In comment cards read by event organizers, one community member asked if SFPD would voluntarily agree not to march in the Pride Parade because some LGBTQ people may be triggered by the presence of officers.
But Cmdr. Teresa Ewins, an out lesbian member of the department, said it is important to celebrate wins for LGBTQ representation within SFPD.
It is important “for kids to see us,” she said. “Many of us joined to make a difference. It’s a special day for me as well as everyone in the department who is LGBT.”
Aria Sa’id, executive director of the Compton’s Transgender Cultural District, said she wasn’t moved by the apology.
“I think there needs to be more than just an apology.,” Sa’id told the San Francisco Examiner.
Fifty years after the riot, Sa’id said the ways in which police discriminate against transgender people, and other people in the LGBTQ spectrum, have changed.
With high portions of San Francisco’s homeless community and impoverished Tenderloin neighbors being gay, queer or transgender, Sa’id said homeless sweeps homeless are in fact an action against the LGBTQ community.
“We’re often criminalized for being poor in the Tenderloin,” Sa’id said. “The mayor has increased patrols. There has to be more than an apology.”
San Francisco LGBTQ groups have previously called on SFPD to apologize for its historic discriminatory actions.

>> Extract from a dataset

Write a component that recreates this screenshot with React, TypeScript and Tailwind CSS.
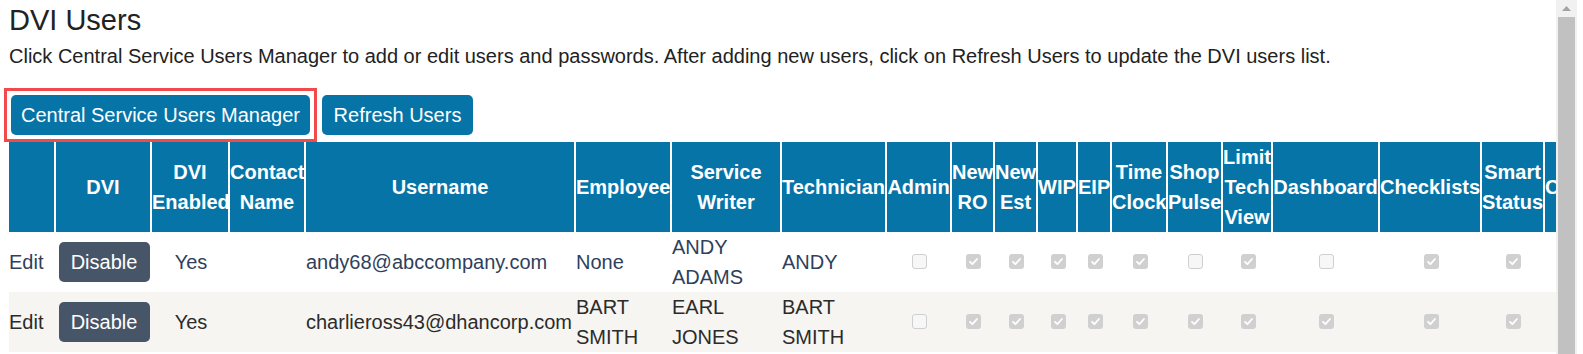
import React from 'react';

type Cell =
  | { kind: 'edit' }
  | { kind: 'button'; label: string }
  | { kind: 'center'; text: string }
  | { kind: 'text'; text: string }
  | { kind: 'check'; checked: boolean }
  | { kind: 'empty' };

const columns = [
  { title: '', width: 'w-[47px]' },
  { title: 'DVI', width: 'w-[96px]' },
  { title: 'DVI Enabled', width: 'w-[78px]' },
  { title: 'Contact Name', width: 'w-[76px]' },
  { title: 'Username', width: 'w-[270px]' },
  { title: 'Employee', width: 'w-[96px]' },
  { title: 'Service Writer', width: 'w-[110px]' },
  { title: 'Technician', width: 'w-[105px]' },
  { title: 'Admin', width: 'w-[65px]' },
  { title: 'New RO', width: 'w-[43px]' },
  { title: 'New Est', width: 'w-[43px]' },
  { title: 'WIP', width: 'w-[40px]' },
  { title: 'EIP', width: 'w-[34px]' },
  { title: 'Time Clock', width: 'w-[56px]' },
  { title: 'Shop Pulse', width: 'w-[55px]' },
  { title: 'Limit Tech View', width: 'w-[50px]' },
  { title: 'Dashboard', width: 'w-[107px]' },
  { title: 'Checklists', width: 'w-[102px]' },
  { title: 'Smart Status', width: 'w-[63px]' },
  { title: 'Concerns', width: 'w-[94px]' },
];

const checks = (values: boolean[]): Cell[] => values.map((checked) => ({ kind: 'check', checked }));

const rows: { bg: string; color: string; cells: Cell[] }[] = [
  {
    bg: 'bg-white',
    color: 'text-[#2f3f5c]',
    cells: [
      { kind: 'edit' },
      { kind: 'button', label: 'Disable' },
      { kind: 'center', text: 'Yes' },
      { kind: 'empty' },
      { kind: 'text', text: 'andy68@abccompany.com' },
      { kind: 'text', text: 'None' },
      { kind: 'text', text: 'ANDY ADAMS' },
      { kind: 'text', text: 'ANDY' },
      ...checks([false, true, true, true, true, true, false, true, false, true, true]),
      { kind: 'empty' },
    ],
  },
  {
    bg: 'bg-[#f6f5f2]',
    color: 'text-[#2b2b2b]',
    cells: [
      { kind: 'edit' },
      { kind: 'button', label: 'Disable' },
      { kind: 'center', text: 'Yes' },
      { kind: 'empty' },
      { kind: 'text', text: 'charlieross43@dhancorp.com' },
      { kind: 'text', text: 'BART SMITH' },
      { kind: 'text', text: 'EARL JONES' },
      { kind: 'text', text: 'BART SMITH' },
      ...checks([false, true, true, true, true, true, true, true, true, true, true]),
      { kind: 'empty' },
    ],
  },
];

function CheckBox({ checked }: { checked: boolean }) {
  if (!checked) {
    return <span className="inline-block h-[15px] w-[15px] rounded-[3px] border border-[#cfcfcf] bg-[#f7f7f7] align-middle" />;
  }
  return (
    <span className="inline-flex h-[15px] w-[15px] items-center justify-center rounded-[3px] bg-[#d0d0d0] align-middle">
      <svg width="11" height="11" viewBox="0 0 11 11" fill="none">
        <path d="M2 5.8 4.4 8.2 9 3" stroke="white" strokeWidth="1.8" strokeLinecap="round" strokeLinejoin="round" />
      </svg>
    </span>
  );
}

function BodyCell({ cell }: { cell: Cell }) {
  const base = 'h-[60px] p-0 align-middle';
  switch (cell.kind) {
    case 'edit':
      return <td className={`${base} text-left`}>Edit</td>;
    case 'button':
      return (
        <td className={`${base} text-center`}>
          <button className="h-10 w-[91px] rounded-[5px] bg-[#465568] text-[20px] leading-[30px] text-white">{cell.label}</button>
        </td>
      );
    case 'center':
      return <td className={`${base} text-center`}>{cell.text}</td>;
    case 'text':
      return <td className={`${base} text-left`}>{cell.text}</td>;
    case 'check':
      return (
        <td className={`${base} text-center`}>
          <span className="relative -top-[2px]">
            <CheckBox checked={cell.checked} />
          </span>
        </td>
      );
    default:
      return <td className={base} />;
  }
}

export default function App() {
  return (
    <div className="flex h-[354px] w-full overflow-hidden bg-white font-['Liberation_Sans',Arial,sans-serif]">
      <main className="min-w-0 flex-1 overflow-hidden pl-[9px]">
        <h1 className="pt-[2px] text-[29px] leading-[36px] font-normal text-[#222]">DVI Users</h1>
        <p className="mt-[3px] text-[20px] leading-[30px] text-[#222]">
          Click Central Service Users Manager to add or edit users and passwords. After adding new users, click on Refresh Users to update the DVI users list.
        </p>

        <div className="mt-[17px] flex items-center">
          <div className="-ml-[5px] border-[3px] border-[#f24a4a] p-1">
            <button className="h-10 w-[299px] rounded-[5px] bg-[#0774a7] text-center text-[20px] leading-[30px] text-white">
              Central Service Users Manager
            </button>
          </div>
          <button className="ml-[5px] h-10 w-[151px] rounded-[5px] bg-[#0774a7] text-center text-[20px] leading-[30px] text-white">
            Refresh Users
          </button>
        </div>

        <table className="w-[1630px] table-fixed border-separate border-spacing-0 text-[20px] leading-[30px]">
          <colgroup>
            {columns.map((c, i) => (
              <col key={i} className={c.width} />
            ))}
          </colgroup>
          <thead>
            <tr>
              {columns.map((c, i) => (
                <th
                  key={i}
                  className="h-[90px] border-r-2 border-white bg-[#0774a7] p-0 text-center align-middle font-bold text-white"
                >
                  {c.title}
                </th>
              ))}
            </tr>
          </thead>
          <tbody>
            {rows.map((row, r) => (
              <tr key={r} className={`${row.bg} ${row.color}`}>
                {row.cells.map((cell, i) => (
                  <BodyCell key={i} cell={cell} />
                ))}
              </tr>
            ))}
          </tbody>
        </table>
      </main>

      {/* scrollbar */}
      <div className="flex w-[21px] shrink-0 flex-col items-center bg-[#f1f1f1]">
        <div className="flex h-[17px] w-full items-center justify-center">
          <svg width="9" height="5" viewBox="0 0 9 5">
            <polygon points="4.5,0 9,5 0,5" fill="#a3a3a3" />
          </svg>
        </div>
        <div className="w-[17px] flex-1 bg-[#c1c1c1]" />
      </div>
      <div className="w-[6px] shrink-0 bg-white" />
    </div>
  );
}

The Harvey Milk LGBT Democratic Club, a local progressive group that traces its roots back to the fiery gay rights trailblazer, called on SFPD to apologize for the Compton’s Cafeteria riots and for the department’s handling of the Pride protest in July.
Those protesters blocked the parade to call for police to be barred from it. One person who identified as transgender was injured during the arrests and hospitalized. An officer was also injured in the scuffle, according to SFPD.
“The irony of SFPD committing acts of brutality against peaceful protesters of the Resistance Contingent at the San Francisco Pride Parade on the 50th Anniversary of Stonewall is not lost on us,” the Milk Club wrote at the time. “It warrants outrage and swift recourse.”
The 1966 Compton’s Cafeteria riot predated the infamous Stonewall Riots in New York City. At present, both are credited with kick starting calls for LGBTQ civil rights.
The SFPD was also notorious for beating gay men, and sometimes women, who frequented gay bars in the Castro.
Officers would require they show identification far more frequently than people drinking in straight bars.
The White Night riots, also, pitted the local gay community against a violent SFPD following the light sentencing of Dan White, the San Francisco supervisor and former SFPD officer who assassinated Milk and Mayor George Moscone.
At the meeting Monday, a transgender woman who goes by the name “The Supergirl of San Francisco” told Scott in a teary testimonial that she was wrongly beaten by a hospital security guard.
When she came to SFPD for help, she said she was not listened to.
“My body was dragged and pulled up a hill,” she said. “You didn’t believe the victim. You didn’t believe me. You’re supposed to help people here, not engage in transphobia.”